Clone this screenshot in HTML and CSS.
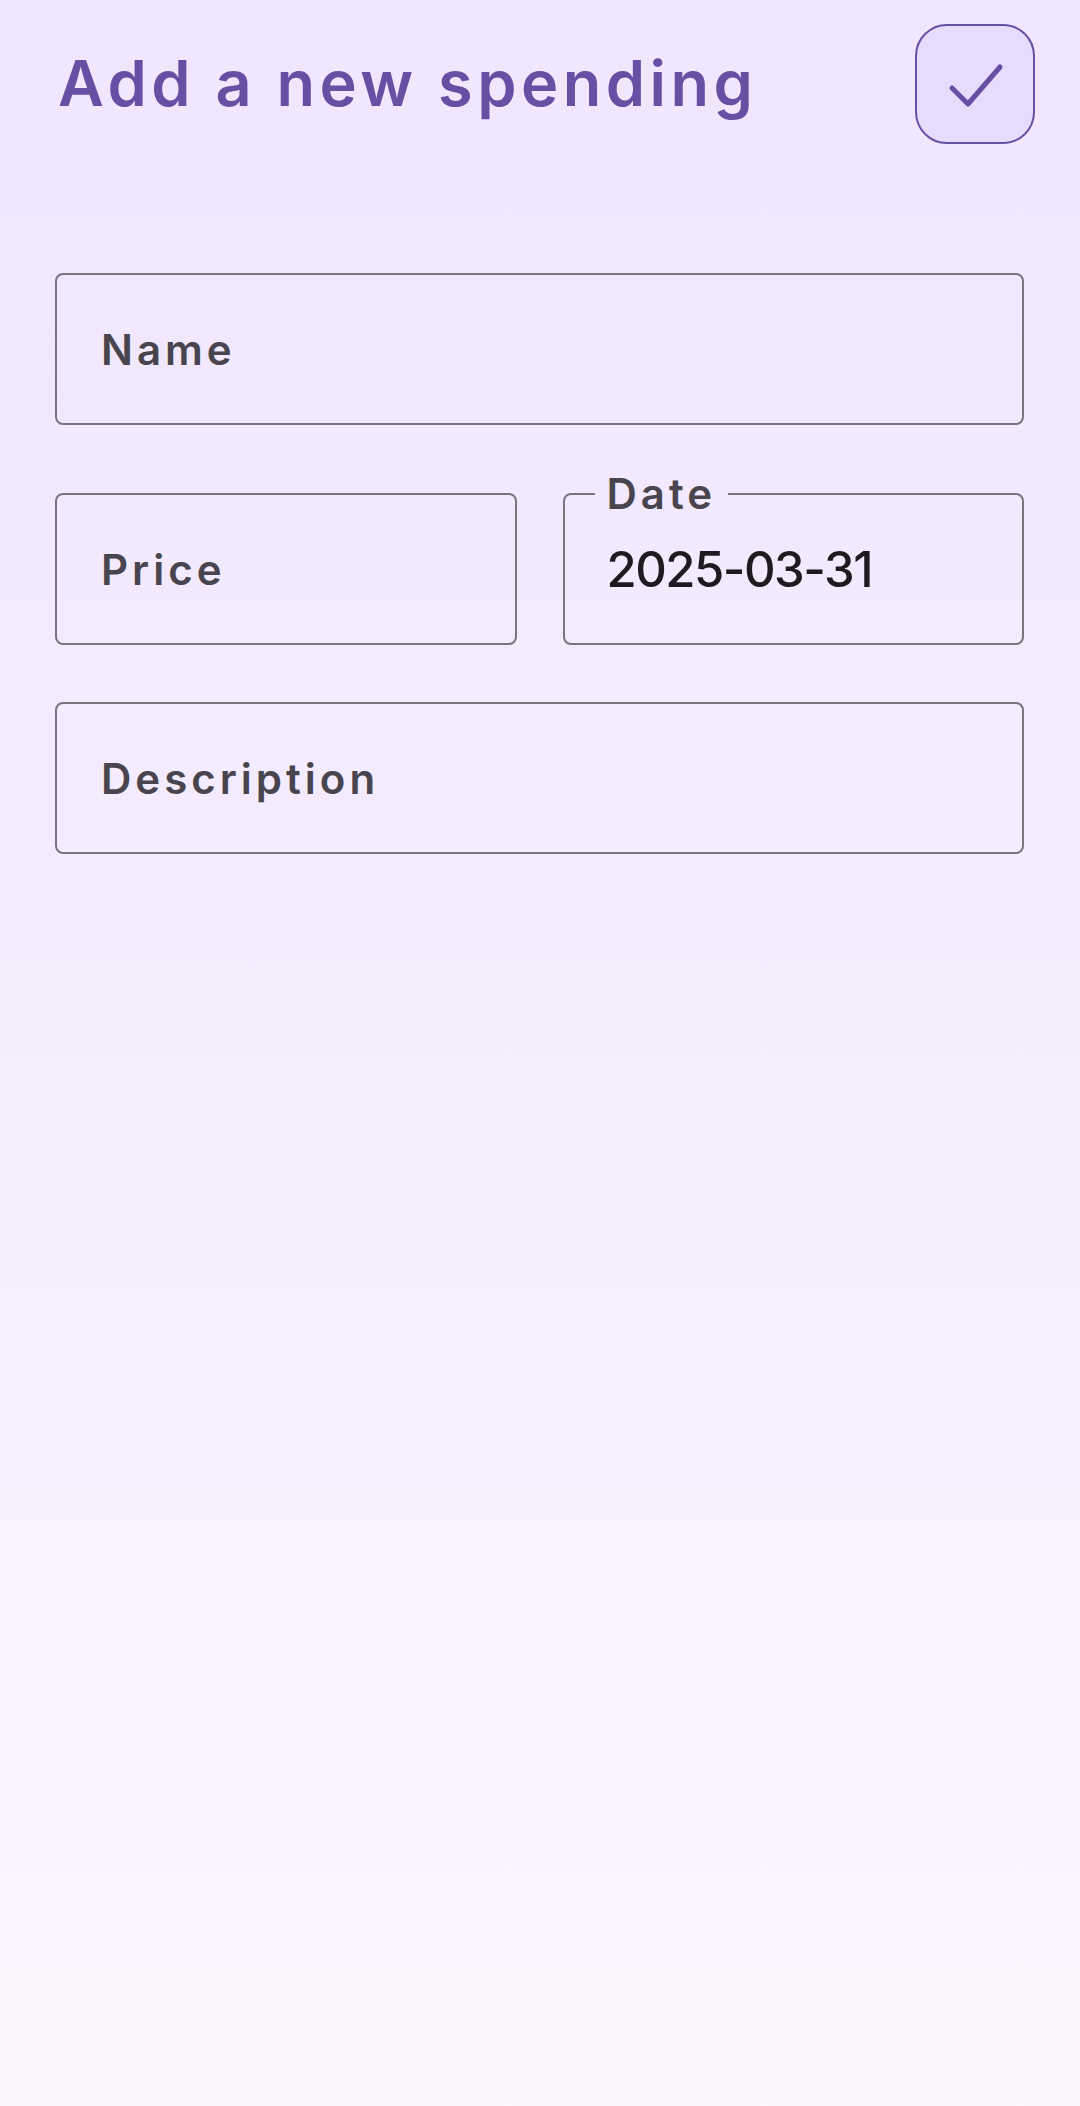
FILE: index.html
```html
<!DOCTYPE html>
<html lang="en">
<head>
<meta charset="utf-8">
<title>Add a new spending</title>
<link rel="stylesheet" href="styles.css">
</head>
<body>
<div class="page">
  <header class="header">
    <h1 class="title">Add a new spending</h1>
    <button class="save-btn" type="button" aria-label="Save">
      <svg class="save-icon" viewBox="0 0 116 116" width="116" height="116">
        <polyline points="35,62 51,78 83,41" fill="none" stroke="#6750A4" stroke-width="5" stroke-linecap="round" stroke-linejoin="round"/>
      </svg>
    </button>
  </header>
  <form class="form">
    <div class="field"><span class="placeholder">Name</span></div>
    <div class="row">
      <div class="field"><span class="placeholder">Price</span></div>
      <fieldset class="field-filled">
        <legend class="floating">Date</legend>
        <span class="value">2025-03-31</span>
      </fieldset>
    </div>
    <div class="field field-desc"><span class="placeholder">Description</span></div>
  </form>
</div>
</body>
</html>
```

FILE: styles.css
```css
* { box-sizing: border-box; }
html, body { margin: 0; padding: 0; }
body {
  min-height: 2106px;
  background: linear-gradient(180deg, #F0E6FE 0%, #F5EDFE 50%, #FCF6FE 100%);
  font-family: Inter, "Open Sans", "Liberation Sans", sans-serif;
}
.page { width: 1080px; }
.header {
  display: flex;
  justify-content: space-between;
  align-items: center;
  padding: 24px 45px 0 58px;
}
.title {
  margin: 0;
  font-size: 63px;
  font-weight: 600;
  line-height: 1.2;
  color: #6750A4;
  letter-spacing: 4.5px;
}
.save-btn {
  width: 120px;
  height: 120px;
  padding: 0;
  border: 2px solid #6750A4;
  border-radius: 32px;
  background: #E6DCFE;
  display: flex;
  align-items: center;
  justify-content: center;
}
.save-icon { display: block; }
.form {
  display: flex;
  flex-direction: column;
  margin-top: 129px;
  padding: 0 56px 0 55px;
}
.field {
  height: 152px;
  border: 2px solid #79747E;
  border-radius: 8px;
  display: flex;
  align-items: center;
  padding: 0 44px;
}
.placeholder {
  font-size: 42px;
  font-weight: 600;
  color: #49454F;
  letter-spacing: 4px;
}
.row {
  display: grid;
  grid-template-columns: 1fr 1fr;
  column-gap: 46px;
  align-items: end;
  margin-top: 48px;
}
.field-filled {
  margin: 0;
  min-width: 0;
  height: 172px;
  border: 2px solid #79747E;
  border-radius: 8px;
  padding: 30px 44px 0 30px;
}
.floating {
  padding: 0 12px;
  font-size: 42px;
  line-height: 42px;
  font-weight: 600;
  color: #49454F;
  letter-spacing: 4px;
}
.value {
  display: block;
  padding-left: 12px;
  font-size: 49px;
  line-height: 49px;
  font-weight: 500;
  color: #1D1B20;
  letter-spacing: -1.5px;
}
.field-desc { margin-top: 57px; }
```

Task prompt
Copy out all the data without changing anything, and drop the pictures.

Output below
Clone this screenshot in HTML and CSS.
FILE: index.html
```html
<!DOCTYPE html>
<html lang="en">
<head>
<meta charset="utf-8">
<title>Add a new spending</title>
<link rel="stylesheet" href="styles.css">
</head>
<body>
<div class="page">
  <header class="header">
    <h1 class="title">Add a new spending</h1>
    <button class="save-btn" type="button" aria-label="Save">
      <svg class="save-icon" viewBox="0 0 116 116" width="116" height="116">
        <polyline points="35,62 51,78 83,41" fill="none" stroke="#6750A4" stroke-width="5" stroke-linecap="round" stroke-linejoin="round"/>
      </svg>
    </button>
  </header>
  <form class="form">
    <div class="field"><span class="placeholder">Name</span></div>
    <div class="row">
      <div class="field"><span class="placeholder">Price</span></div>
      <fieldset class="field-filled">
        <legend class="floating">Date</legend>
        <span class="value">2025-03-31</span>
      </fieldset>
    </div>
    <div class="field field-desc"><span class="placeholder">Description</span></div>
  </form>
</div>
</body>
</html>
```

FILE: styles.css
```css
* { box-sizing: border-box; }
html, body { margin: 0; padding: 0; }
body {
  min-height: 2106px;
  background: linear-gradient(180deg, #F0E6FE 0%, #F5EDFE 50%, #FCF6FE 100%);
  font-family: Inter, "Open Sans", "Liberation Sans", sans-serif;
}
.page { width: 1080px; }
.header {
  display: flex;
  justify-content: space-between;
  align-items: center;
  padding: 24px 45px 0 58px;
}
.title {
  margin: 0;
  font-size: 63px;
  font-weight: 600;
  line-height: 1.2;
  color: #6750A4;
  letter-spacing: 4.5px;
}
.save-btn {
  width: 120px;
  height: 120px;
  padding: 0;
  border: 2px solid #6750A4;
  border-radius: 32px;
  background: #E6DCFE;
  display: flex;
  align-items: center;
  justify-content: center;
}
.save-icon { display: block; }
.form {
  display: flex;
  flex-direction: column;
  margin-top: 129px;
  padding: 0 56px 0 55px;
}
.field {
  height: 152px;
  border: 2px solid #79747E;
  border-radius: 8px;
  display: flex;
  align-items: center;
  padding: 0 44px;
}
.placeholder {
  font-size: 42px;
  font-weight: 600;
  color: #49454F;
  letter-spacing: 4px;
}
.row {
  display: grid;
  grid-template-columns: 1fr 1fr;
  column-gap: 46px;
  align-items: end;
  margin-top: 48px;
}
.field-filled {
  margin: 0;
  min-width: 0;
  height: 172px;
  border: 2px solid #79747E;
  border-radius: 8px;
  padding: 30px 44px 0 30px;
}
.floating {
  padding: 0 12px;
  font-size: 42px;
  line-height: 42px;
  font-weight: 600;
  color: #49454F;
  letter-spacing: 4px;
}
.value {
  display: block;
  padding-left: 12px;
  font-size: 49px;
  line-height: 49px;
  font-weight: 500;
  color: #1D1B20;
  letter-spacing: -1.5px;
}
.field-desc { margin-top: 57px; }
```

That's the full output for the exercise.